“There’s not enough money, and so you have to have some innovation,” he said. “The idea that it can be done by brute force, there’s just no chance.”

Companies need investment and technical support to prove their low-carbon ideas beyond the pilot phase – and then to scale up manufacturing, he says. But any Breakthrough Energy profits are funneled back into the group or to the foundation.

Some of the companies under Breakthrough that are developing Direct Air Capture (DAC) – technology designed to pull CO2 straight from the atmosphere – have their sights set on some $3.5 billion in newly announced US contracts to build DAC plants and fund research grants.

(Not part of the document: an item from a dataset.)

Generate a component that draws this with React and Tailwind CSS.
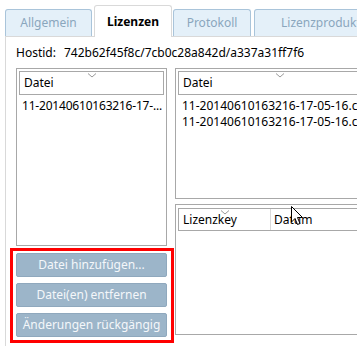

“We have a number of Direct Air Capture companies that will bid on being a part of those projects,” he said, noting that the recent Inflation Reduction Act legislation has boosted prospects for climate innovation. He did not elaborate on the DAC companies’ plans.

In manufacturing, the steel and cement industries have made “fantastic” progress, he said, a change from his worries about that sector just two years ago.

Manufacturing is responsible for about a third of global climate-warming emissions.

Now, “there’s no area of climate mitigation that I feel like ‘Oh, that’s really completely uncovered,'” he said.

Instead, with the world set to push past 1.5C of warming, he said the challenge is shifting toward helping people adapt to a harsher, hotter future.

“In addition to mitigation, which will still be the biggest part (of Breakthrough Energy’s investment), we’ll also fund adaptation-related work.” That could include technology to help control forest fires, using coral reef type structures to create barriers to flooding, or development of crop strains that can withstand drought.